The report, Wall to Wall Support, has found that too often the people who most need support in areas  such as housing, health and employment are let down due to the siloed nature of public service delivery. In this model, problems are not dealt with early enough and end up reaching a crisis point that is much more costly to resolve. This type of firefighting approach is an expensive and inefficient way to run public services.

The research included in-depth interviews with 20 participants with direct lived experience over a four week period to gain a deeper understanding of people’s support needs, use of support services, and housing situations. These conversations revealed that rising demand for public services is often linked to poor housing which is contributing to the challenges vulnerable children, young people and families are experiencing.

The report also includes economic analysis from WPI Economics which identified the knock-on effects of the lack of joined-up support. The analysis estimates the annual direct costs to the Exchequer from issues arising as a result of siloed support services: these include up to £1.8bn additional costs due to crime and anti-social behaviour, up to £820mn due to children missing days at school and up to £580mn additional costs to the NHS.

A place to call home

One of the roots of these challenges is the negative impact insecure housing can have on the most vulnerable in society.

Throughout the research underpinning this report, people with lived experience spoke about the negative impact that living in temporary accommodation can have on their mental health, but also the physical health of children. Research participants also gave examples of poor-quality housing, such as broken heating or mould, having a negative impact on their children’s health. This in turn contributes to lost hours at school and increased need for NHS care.

At the heart of this challenge is the UK’s housing crisis. In England, there are currently over 130,000 children living in temporary accommodation, an 89% increase since 2011. There are over one million households currently on waiting lists for social housing, yet only 37,000 homes for affordable rent or social rent were built last year in England.

A new approach

Most importantly, the report makes a series of recommendations for how to drag back public spending from being trapped at the crisis end of the system and help ensure this investment makes a lasting difference. Taken together, the recommendations would create a new citizen-centred system which is responsive to individual needs and circumstances.

To move towards this new system, the report advocates for local authorities to join up support services through dedicated key workers so that the needs of vulnerable children, young people and families –whether about housing, employment, education, health or social care – can be comprehensively considered and addressed. Joined-up data, outcomes-based commissioning, and simpler things like increasing awareness of services and making them more accessible are also key.

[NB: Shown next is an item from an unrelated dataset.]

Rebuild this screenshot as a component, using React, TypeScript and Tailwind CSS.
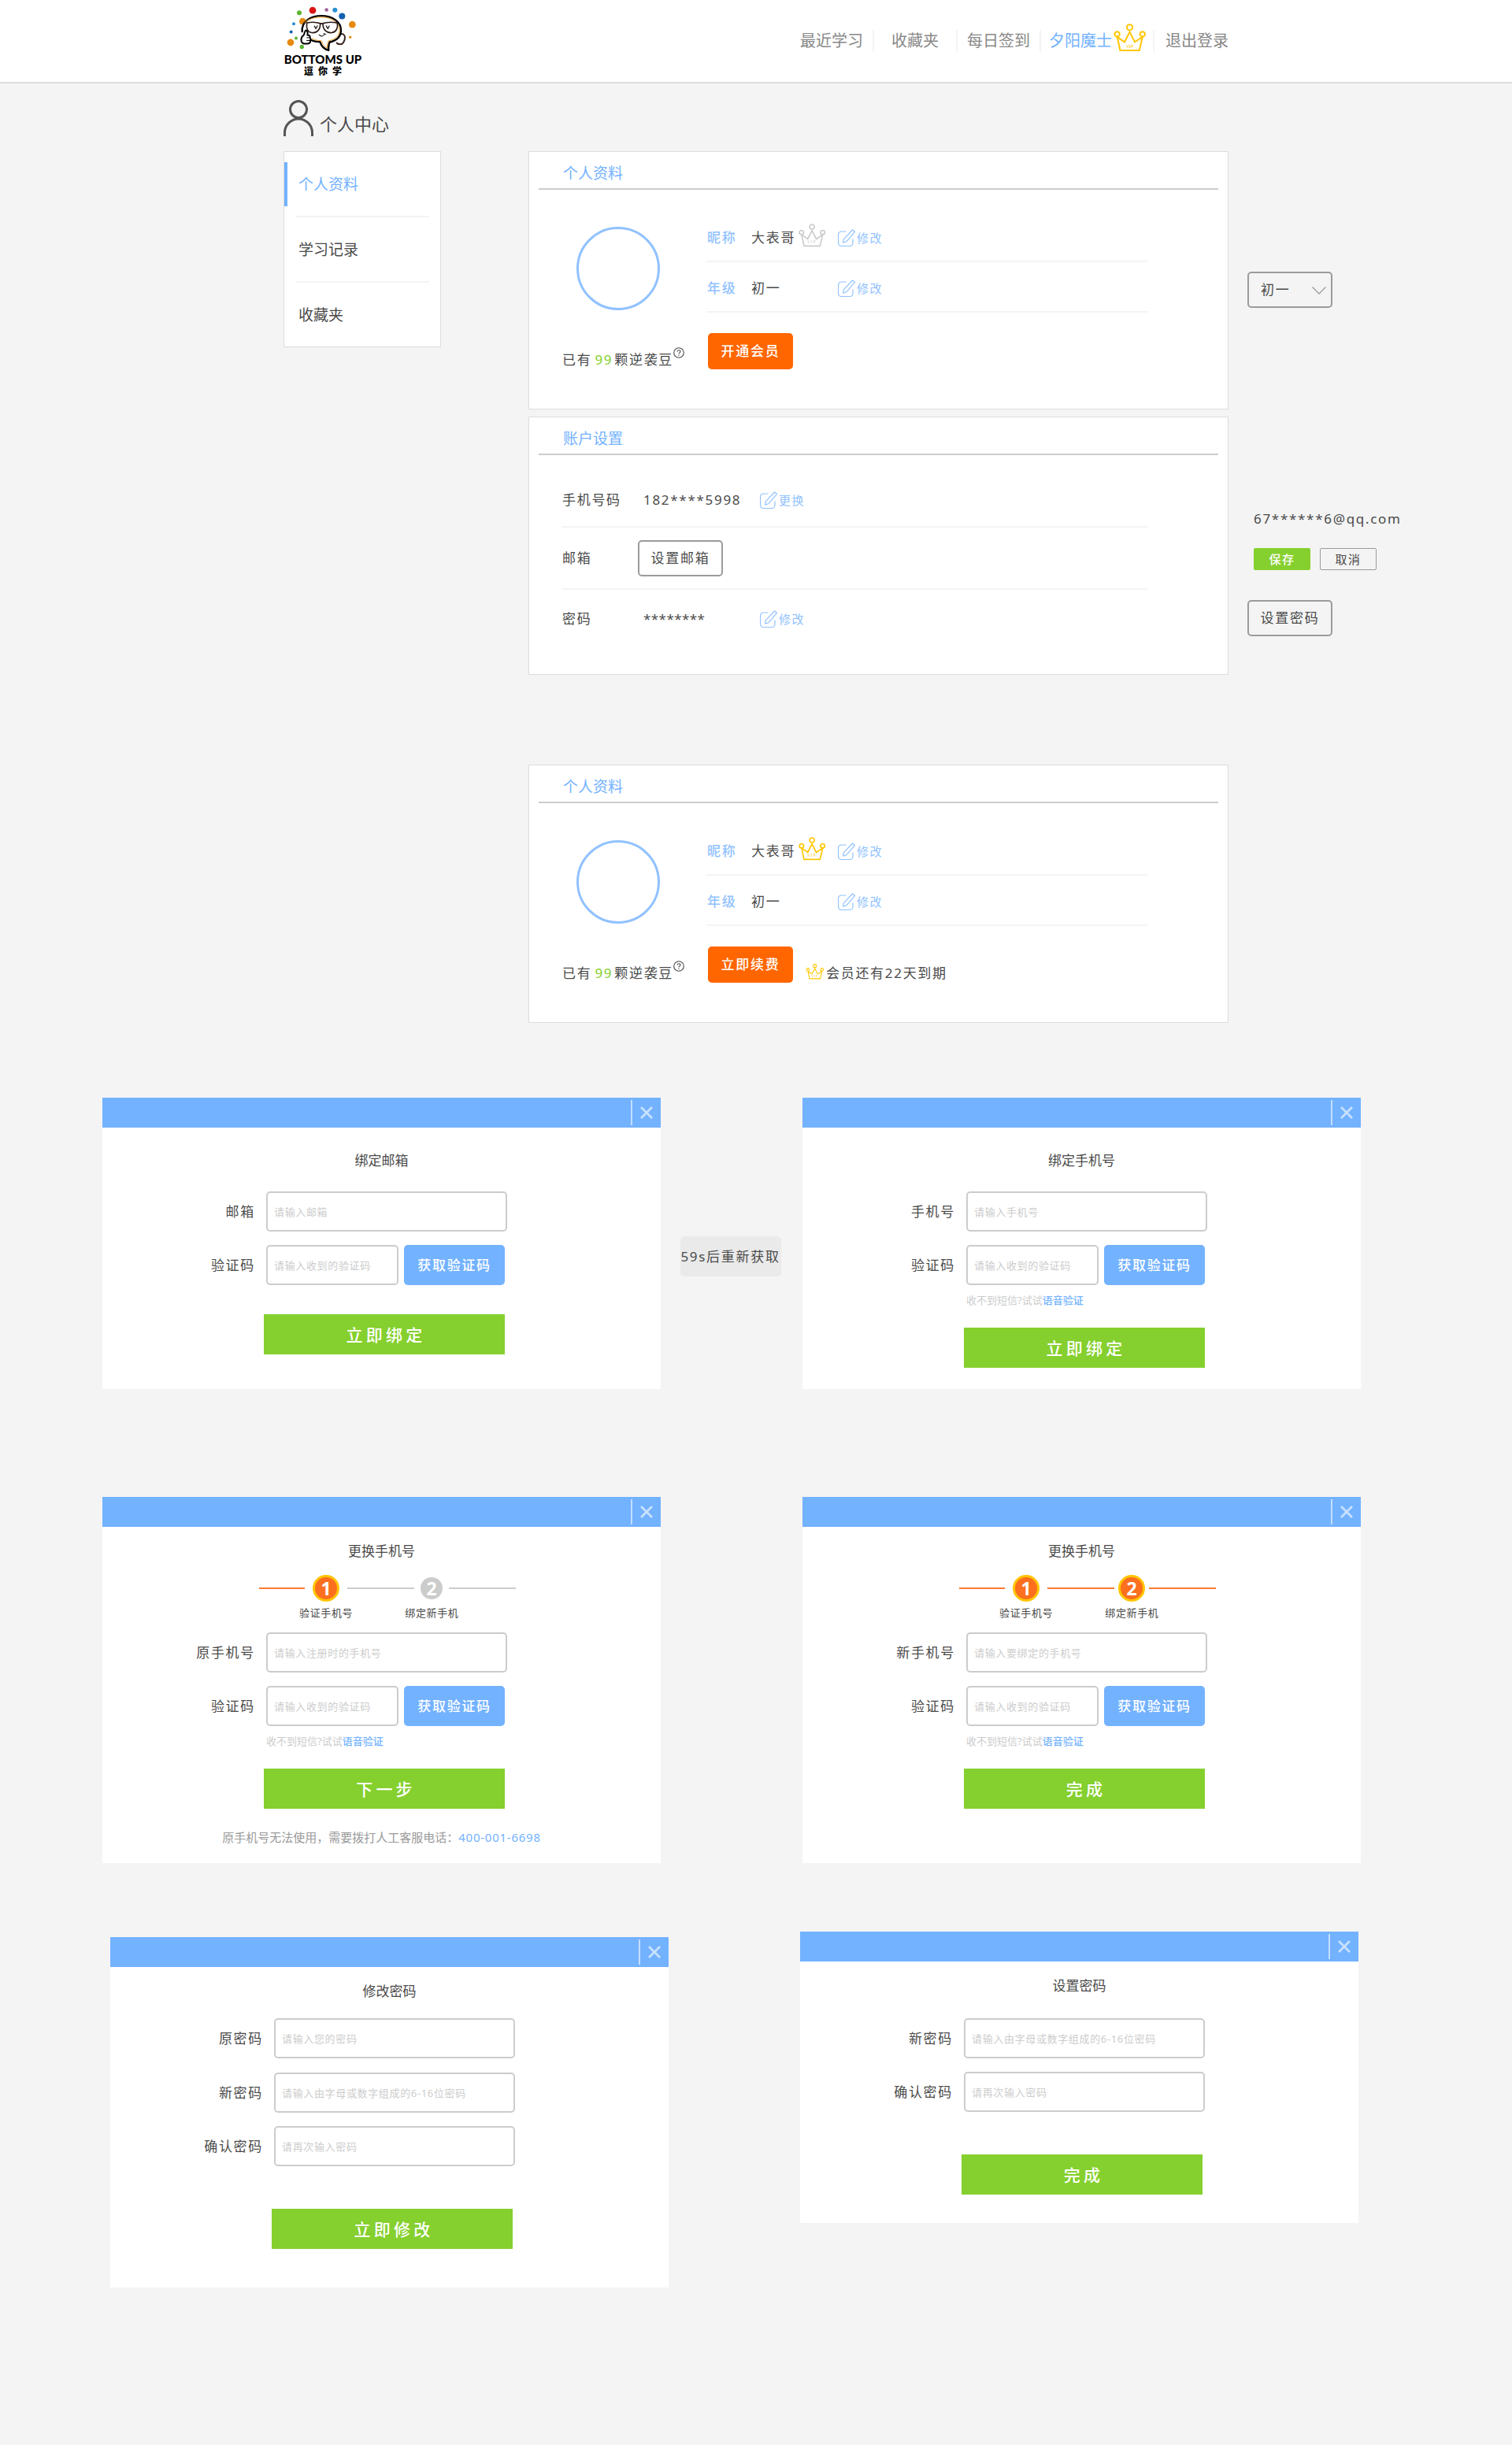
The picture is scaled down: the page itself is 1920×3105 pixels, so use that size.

The report argues that funding for these recommendations could come from a new Treasury spending category which Demos has previously proposed, Preventative Departmental Expenditure Limits (PDEL). The report’s analysis shows that by investing in reform the government can prevent problems arising and make fiscal savings of up to £4.3 billion every year.

Alongside these reforms to public services, the report also recommends improving the affordability, supply, and quality of housing available to low-income families in order to increase stability in people’s lives and help reduce demand for public services.

Andrew Phillips, Senior Researcher at Demos and co-author of Wall to Wall Support: Joining up public services and housing for vulnerable children, young people and families, said: “For vulnerable children, young people and families, a lack of joined-up services has profoundly damaging consequences. Not only does it harm children’s attainment at school, but it also results in worse physical and mental health and a higher chance of children being taken into care, to say nothing of the myriad longer-term costs pertaining to negative consequences such as unemployment and homelessness.

“The problems that people face are simply too broad and complex to be tackled in silos, yet that is how both central government and local authorities often function. It’s also too difficult for people to access support when they need it, because resources are being used up at the ‘crisis end’ of services. We need a radical new approach, centred around prevention, which provides holistic and joined-up support to address the complexities and nuances of people’s lives.”

Helen Keenan, Chief Executive of Grosvenor Hart Homes, said: “The lack of affordable housing, coupled with a maze of dwindling and poorly co-ordinated support services that are hard to identify and access, is failing vulnerable children and young people, creating lost generations and saddling society with untenable long-term costs.

“By supporting this report, our ambition is to bring lawmakers’ attention to the issue and to stimulate policy innovation that can shift the focus from firefighting to prevention. Through our own activities which, in partnership with local authorities, provide high-quality affordable homes paired with tailored support services centred around mental health and wellbeing and routes into employment, we also hope to demonstrate the merits of an outcome-focused, replicable approach.”